Sesungguhnya Tuhanmu mengetahui bahwasanya kamu berdiri (sembahyang) kurang dari dua pertiga malam, atau seperdua malam atau sepertiganya dan (demikian pula) segolongan dari orang-orang yang bersama kamu. Dan Allah menetapkan ukuran malam dan siang. Allah mengetahui bahwa kamu sekali-kali tidak dapat menentukan batas-batas waktu-waktu itu, maka Dia memberi keringanan kepadamu, karena itu bacalah apa yang mudah (bagimu) dari Al Qur'an. Dia mengetahui bahwa akan ada di antara kamu orang-orang yang sakit dan orang-orang yang berjalan di muka bumi mencari sebagian karunia Allah...

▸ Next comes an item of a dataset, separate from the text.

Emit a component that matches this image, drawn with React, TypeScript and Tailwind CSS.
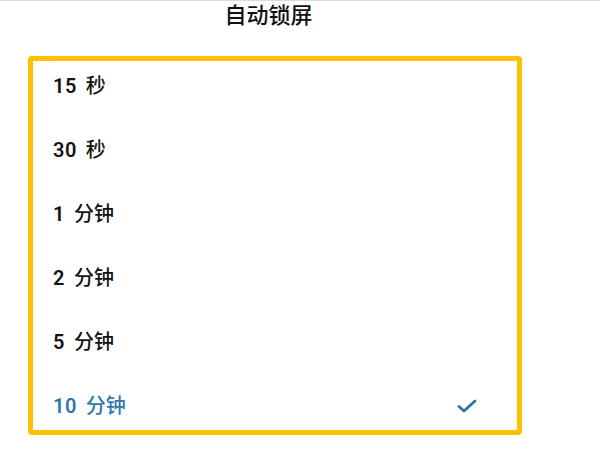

Kota Jerussalem, Bukti Sejarah
Isra' Mi'raj Nabi Muhammad SAW.
Pelaksanaan ibadah shalat menunjukkan bahwa Baitul Maqdis di Yerusalem merupakan salah satu tempat sangat penting posisinya dalam agama Islam sebagai kiblat pertama umat Islam. Kurang lebih 13 tahun lamanya Nabi Shalat dan para pengikutnya menghadap Baitul Maqdis, sebelum akhirnya Allah memerintahkan umat Islam untuk memindahkan kiblatnya ke Ka'bah di Makkah. Pemindahan arah kiblat ini terjadi di tengah-tengah ibadah shalat sedang berlangsung. Masjid tempat dilaksanakan shalat ketika perintah berpindah kiblat ini diturunkan hingga sekarang disebut sebagai 
Masjid Kiblatain (Masjid Dua Kiblat).

Allah senantiasa melibatkan Masjidil Aqsho dalam setiap perkembangan ajaran-ajaran seputar Shalat. Termasuk menghadap ke Baitul Maqdis sebelum dipindahkan kiblatnya ke Ka'bah. Perintah Shalat lima waktu diterima setelah Rasulullah dikaruniai singgah di Baitul Maqdis (QS. Al-Isra', 17:1) dalam perjalanan menuju Sidratul Muntaha.

Imam Syafi'i menyatakan, "Saya sangat suka beri'tikaf di Masjid (Baitul Maqdis), lebih dari Masjid manapun." Ketika ditanya alasannya, Beliau menjawab, "Di sinilah tempat berkumpul dan dikuburkannya beberapa Nabi Allah."